The part Mattick most appreciated about Debord was his advocacy of workers’ councils, forgotten by subsequent commentators. But this appreciation is itself somewhat ahistorical, according to Russell, who responds to Mattick’s contribution rather elliptically. Historicizing the labor movement as well as the Situationist International, “Agree to Disagree” marshals the resources of communization theory in order to discuss capitalist restructuration during the 1970s. Russell writes in a masterful Adornian key, with long, meandering sentences suddenly yielding to gut-punch aphorisms. Just to give readers a taste, some examples:
At best, any future social democracy can only promise a better standard of nonliving… Society shouldn’t be judged just by what it says about itself; after all, it cannot smell its own breath… Perhaps the biggest question posed by the statue of Lenin turned into Darth Vader in Odessa is the strength of the installed WiFi signal that emits from his helmet… The poor man isn’t the one who can’t afford the price of the symphony ticket; it is the one who goes, but cannot hear the music.
Especially valuable are Russell’s ruminations on ideology, and the polarity between truth and falsehood under capitalist society, with clear shades of Lukács. “Communism cannot be the liberation of the true as against the false, but is rather the dissolution of their mutually constitutive relation,” he provocatively asserts. Moreover, Russell is not uncritical of the communisateurs; he takes issue with “[the] economism that currently characterizes various ultraleft tendencies.” In such tendencies, description almost entirely replaces prescription, since for them “[the] role of communist theory is not to legislate what must be done but make possible to name that which has been done.” Yet Russell’s article is almost too rich to be summarized in a review of Cured Quail.
Jefrey Schultz’s “Iconoclastic Idolatry” is maybe the strangest single piece in the volume apart from the play at the end. Glancing at the subtitle—“Speculations Towards an Image of God, the Meaningful Process-Marks of Labor, and Purposefulness without Purpose”—one gets an idea of what it is about. Schultz starts from the Jewish prohibition on graven imagery, through the incarnation of God in Christ, up to the secular aftermath. Obviously the Christian epoch is divided into both Catholic and Protestant phases, with the latter’s visual austerity bleeding into Enlightenment rationalism via disenchantment (à la Weber):
When Keats wrote “truth is beauty, beauty truth,” the first waves of industrialization had already forced those qualities out of imagination’s immediate, material experience into the frozen fiction of his Grecian urn’s mythic ever-presentness… Keats’ world was already, as Hopkins would write a half century later, “seared with trade, bleared, smeared with toil.” This toil, which for Hopkins “wears man’s smudge and shares man’s smell,” is nothing other than the universally instrumentalized labor pervading all of modern experience under the rule of global capital.
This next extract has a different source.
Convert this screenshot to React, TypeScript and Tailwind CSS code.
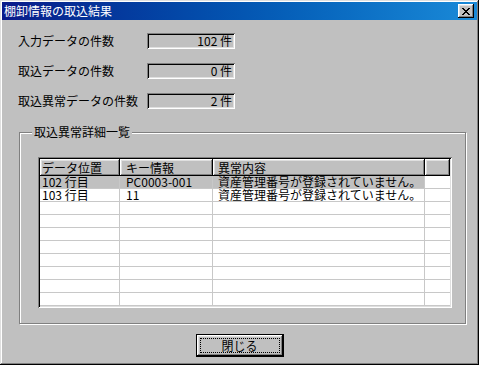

Hence Schultz’s mordant remark: “Beauty and truth have been stripped of their dignity so that a price-tag could be attached to them.” Nevertheless, despite some dazzling insights, the connections he posits between between the collapse of theology and the Kantian schema of purposiveness without purpose are obscure, as Schultz himself seems to recognize in his apologetic closing lines. Furthermore, he fails to so much as mention the iconography of the Eastern Church, which played a part in the subsequent development of modern art. Russian innovators like Vasilii Kandinsky and Kazimir Malevich dabbled in icon painting before their turn to abstraction.
“Virtual Experience” by Christoph Hesse, translated from German, rounds out Cured Quail, volume one. It is a superlative selection, touching on numerous motifs explored in the other essays. Experience [Erfahrung] is today increasingly simulated, projected onto screens that displace direct interaction, flood viewers with stimuli, and distract them from the ambient unfreedom of a society governed by abstract economic processes. Knowledge is no less commodified or prepackaged than anything else. “To be in the know [flinkes Bescheidwissen] jostles itself in place of the traditional illiteracy,” Hesse perspicaciously observes, “accomplished not by universal compulsory schooling, but rather by a culture industry which extends across classes and boundaries, now with far more powerful channels at its disposal than film, radio, and magazines.” With the whole world at one’s fingertips, superficiality takes over from the raw “ignorance” that formerly gripped the masses.
Pro captu lectoris habent sua fata libelli [According to the capabilities of the reader, books have their destiny]—so goes the old Latin adage cryptically inscribed onto the last page of the issue. Cured Quail is all too aware of its own possible irrelevance, as “a journal that in all likelihood will not be read.” Given the highly experimental nature of the text, together with the sheer difficulty of finding a copy, at times it runs the risk of becoming a self-fulfilling prophecy. Right now it has a cult following, but it would be a real shame were this to stay the case. Its message is sorely needed today, and its quality is such that it merits a wider hearing. Or a reading, rather.